Data:
>> BEGIN

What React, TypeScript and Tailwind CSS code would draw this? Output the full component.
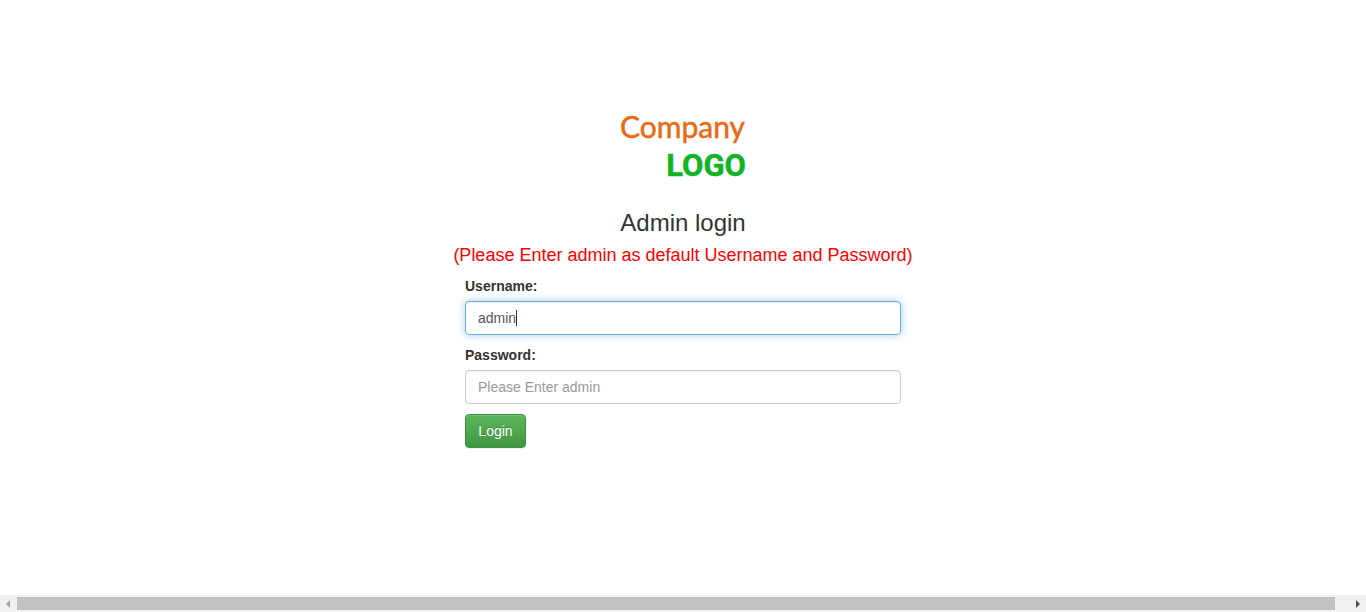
import { useState } from "react";

function Logo() {
  return (
    <svg
      viewBox="0 0 128 78"
      className="mx-auto block h-[78px] w-32"
      role="img"
      aria-label="Company logo"
    >
      <text
        x="1"
        y="30"
        fontFamily="Lato, sans-serif"
        fontSize="30"
        fill="#ea6a14"
        stroke="#ea6a14"
        strokeWidth="0.5"
      >
        Company
      </text>
      <text
        x="127"
        y="68"
        textAnchor="end"
        fontFamily="Roboto, sans-serif"
        fontWeight="700"
        fontSize="31"
        fill="#10b425"
        stroke="#10b425"
        strokeWidth="0.5"
      >
        LOGO
      </text>
    </svg>
  );
}

function ScrollBar() {
  return (
    <div className="flex h-[17px] shrink-0 items-center bg-[#f1f1f1]" aria-hidden="true">
      <div className="flex w-[17px] pl-[6px]">
        <svg viewBox="0 0 4 8" className="h-2 w-1">
          <path d="M4 0v8L0 4z" fill="#a3a3a3" />
        </svg>
      </div>
      <div className="mr-[14px] h-[13px] flex-1 bg-[#c1c1c1]" />
      <div className="flex w-[17px] pl-[7px]">
        <svg viewBox="0 0 4 8" className="h-2 w-1">
          <path d="M0 0v8l4-4z" fill="#505050" />
        </svg>
      </div>
    </div>
  );
}

const field =
  "block h-[34px] w-full rounded-[4px] border bg-white px-3 py-[6px] text-sm text-[#555555] outline-none placeholder:text-[#999999]";

export default function App() {
  const [username, setUsername] = useState("admin");
  const [password, setPassword] = useState("");

  return (
    <div className="flex min-h-screen flex-col bg-white font-['Liberation_Sans',Arial,sans-serif] text-sm text-[#333333]">
      <main className="flex-1 px-4 pt-[108px]">
        <Logo />
        <h1 className="mt-6 text-center text-2xl leading-[26px]">Admin login</h1>
        <p className="mt-[9px] text-center text-lg leading-5 text-[#ff0000]">
          (Please Enter admin as default Username and Password)
        </p>
        <form className="mx-auto mt-[11px] max-w-[436px]" onSubmit={(e) => e.preventDefault()}>
          <label htmlFor="username" className="mb-[5px] block font-bold leading-5">
            Username:
          </label>
          <div className="relative">
            <input
              id="username"
              type="text"
              value={username}
              onChange={(e) => setUsername(e.target.value)}
              className={`${field} border-[#66afe9] caret-transparent shadow-[inset_0_1px_1px_rgba(0,0,0,0.075),0_0_8px_rgba(102,175,233,0.6)]`}
            />
            <div className="pointer-events-none absolute inset-y-0 left-[13px] flex items-center" aria-hidden="true">
              <span className="h-4 border-r border-[#333333] leading-4 text-transparent">{username}</span>
            </div>
          </div>
          <label htmlFor="password" className="mt-[10px] mb-[5px] block font-bold leading-5">
            Password:
          </label>
          <input
            id="password"
            type="password"
            placeholder="Please Enter admin"
            value={password}
            onChange={(e) => setPassword(e.target.value)}
            className={`${field} border-[#cccccc] shadow-[inset_0_1px_1px_rgba(0,0,0,0.075)]`}
          />
          <button
            type="submit"
            className="mt-[10px] h-[34px] min-w-[61px] rounded-[4px] border border-[#3e8f3e] bg-linear-to-b from-[#5cb85c] to-[#419641] px-3 leading-5 text-white shadow-[inset_0_1px_0_rgba(255,255,255,0.15),0_1px_1px_rgba(0,0,0,0.075)] [text-shadow:0_-1px_0_rgba(0,0,0,0.2)]"
          >
            Login
          </button>
        </form>
      </main>
      <ScrollBar />
    </div>
  );
}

>> END

What the task asks: Count how many lines of the data include the word "full". Your reply should be that number alone.

Expected answer: 2